Thrive Projects: Three years after disaster
By Kyle Smith
Three years ago today, April 25, a devastating earthquake brought unprecedented damage to communities across Nepal, leaving around half a million buildings destroyed and displacing an estimated 2.8 million people. Since then, international aid has poured into the small developing nation from both foreign states and NGOs, totaling around 4.1 billion dollars.
Despite this, reconstruction has been slow. As of six months ago, only five percent of homes had been rebuilt. The National Reconstruction Agency, the organization tasked with allocating money and overseeing development progress, has blamed the delays on a shortage of skilled workers and a “lack of substantive initiatives among the survivors”, according to the Kathmandu Post.
The international community has raised billions in relief, but for the people of Nepal to successfully recover from the tragedy inflicted on their society, we at Thrive Projects continue to believe that education and knowledge will be of paramount importance. That is why, rather than simply donating money and supplies to the Nepalese government, we have taken an on-the-ground approach to sustainable development of communities in need.
Implementing the vocational training programs SPARK (Solar Powered Auxiliary Relief Kiosk) and FLARE (First-Line Aid, Response and Evaluation), the Thrive team has been able to teach community members how to utilize solar panels, electrical components, and first aid equipment found in their local community. Through work with partners in Nepal – Global Peace Foundation Nepal, All Hands Volunteers, HEAL Nepal, the Lincoln School, and Service for Peace – these programs have already contributed more than 2,000 additional hours of community lighting and augmented the wellness of more than 14 schools and communities..

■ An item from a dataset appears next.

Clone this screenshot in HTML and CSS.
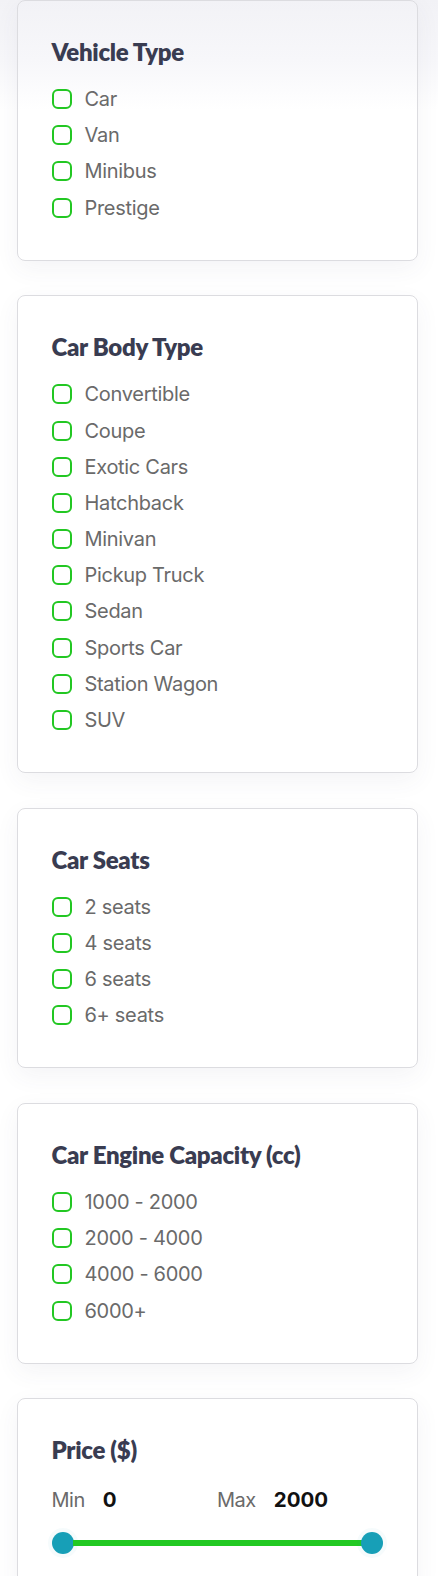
FILE: index.html
```html
<!DOCTYPE html>
<html lang="en">
<head>
<meta charset="utf-8">
<title>Filters</title>
<link rel="stylesheet" href="styles.css">
</head>
<body>
<div class="filters">
  <section class="card">
    <h3 class="card-title">Vehicle Type</h3>
    <ul class="options">
      <li class="option"><span class="box"></span><span class="label">Car</span></li>
      <li class="option"><span class="box"></span><span class="label">Van</span></li>
      <li class="option"><span class="box"></span><span class="label">Minibus</span></li>
      <li class="option"><span class="box"></span><span class="label">Prestige</span></li>
    </ul>
  </section>
  <section class="card">
    <h3 class="card-title">Car Body Type</h3>
    <ul class="options">
      <li class="option"><span class="box"></span><span class="label">Convertible</span></li>
      <li class="option"><span class="box"></span><span class="label">Coupe</span></li>
      <li class="option"><span class="box"></span><span class="label">Exotic Cars</span></li>
      <li class="option"><span class="box"></span><span class="label">Hatchback</span></li>
      <li class="option"><span class="box"></span><span class="label">Minivan</span></li>
      <li class="option"><span class="box"></span><span class="label">Pickup Truck</span></li>
      <li class="option"><span class="box"></span><span class="label">Sedan</span></li>
      <li class="option"><span class="box"></span><span class="label">Sports Car</span></li>
      <li class="option"><span class="box"></span><span class="label">Station Wagon</span></li>
      <li class="option"><span class="box"></span><span class="label">SUV</span></li>
    </ul>
  </section>
  <section class="card">
    <h3 class="card-title">Car Seats</h3>
    <ul class="options">
      <li class="option"><span class="box"></span><span class="label">2 seats</span></li>
      <li class="option"><span class="box"></span><span class="label">4 seats</span></li>
      <li class="option"><span class="box"></span><span class="label">6 seats</span></li>
      <li class="option"><span class="box"></span><span class="label">6+ seats</span></li>
    </ul>
  </section>
  <section class="card">
    <h3 class="card-title">Car Engine Capacity (cc)</h3>
    <ul class="options">
      <li class="option"><span class="box"></span><span class="label">1000 - 2000</span></li>
      <li class="option"><span class="box"></span><span class="label">2000 - 4000</span></li>
      <li class="option"><span class="box"></span><span class="label">4000 - 6000</span></li>
      <li class="option"><span class="box"></span><span class="label">6000+</span></li>
    </ul>
  </section>
  <section class="card">
    <h3 class="card-title">Price ($)</h3>
    <div class="range-values">
      <div class="range-value"><span class="range-label">Min</span><span class="range-num">0</span></div>
      <div class="range-value"><span class="range-label">Max</span><span class="range-num">2000</span></div>
    </div>
    <div class="slider">
      <span class="thumb"></span>
      <span class="track"></span>
      <span class="thumb"></span>
    </div>
  </section>
</div>
</body>
</html>
```
FILE: styles.css
```css
html {
  background: linear-gradient(to bottom, #f2f2f6 0px, #f7f7fa 60px, #ffffff 110px) no-repeat #ffffff;
  background-size: 100% 140px;
}
body {
  margin: 0;
  font-family: Inter, "Noto Sans", sans-serif;
}
.filters {
  display: flex;
  flex-direction: column;
  gap: 34.5px;
  padding: 0 0 40px 16.5px;
}
.card {
  width: 401px;
  box-sizing: border-box;
  border: 1px solid #dcdce0;
  border-radius: 8px;
  padding: 34px;
  background: transparent;
  box-shadow: 0 8px 24px rgba(60, 60, 110, 0.06);
}
.card-title {
  margin: 0 0 14px 0;
  padding-top: 2px;
  font-family: Lato, Inter, sans-serif;
  font-weight: 800;
  font-size: 24px;
  line-height: 30px;
  color: #393c51;
  letter-spacing: -0.3px;
}
.options {
  list-style: none;
  margin: 0;
  padding: 0;
}
.option {
  display: flex;
  align-items: center;
  gap: 13px;
  height: 36.2px;
}
.box {
  width: 20px;
  height: 20px;
  box-sizing: border-box;
  border: 2px solid #22c722;
  border-radius: 6px;
  flex: none;
}
.label {
  font-size: 20px;
  line-height: 24px;
  color: #6a6a6a;
  letter-spacing: -0.3px;
}
.range-values {
  display: grid;
  grid-template-columns: 1fr 1fr;
  margin-top: 23px;
  line-height: 24px;
}
.range-value {
  display: flex;
  align-items: baseline;
  gap: 18px;
}
.range-label {
  font-size: 20px;
  color: #6a6a6a;
  letter-spacing: -0.5px;
}
.range-num {
  font-size: 20.5px;
  font-weight: 700;
  color: #111111;
}
.slider {
  display: flex;
  align-items: center;
  margin-top: 20px;
}
.thumb {
  width: 22px;
  height: 22px;
  border-radius: 50%;
  background: #179fb7;
  flex: none;
  box-shadow: 0 0 0 4px rgba(23, 159, 183, 0.04);
}
.track {
  flex: 1;
  height: 6px;
  background: #22c922;
  margin: 0 -1px;
}
```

With both SPARK and FLARE, 250 students have been exposed to STEM education and basic medical procedures that are not available to many in Nepal. This education has been critical for the empowerment of young people as 8,000 schools were destroyed in the 2015 earthquake, according to Plan International.
Knowledge of first aid and electrical sustainability also remain key in this region of the world in order to mitigate the effects of subsequent natural disasters. This was seen first hand by the members of Thrive when a devastating monsoon submerged and marooned thousands of villages in Nepal with catastrophic effect nearly one year ago. Many people were displaced, faced food shortages and rampant disease.
As these disasters remain a threat, addressing the underlying vulnerabilities of the people of Nepal will continue to be essential to the approach of Thrive, and with the support of our donors and partners, we can continue to work towards a comprehensive and inclusive recovery for all Nepalis.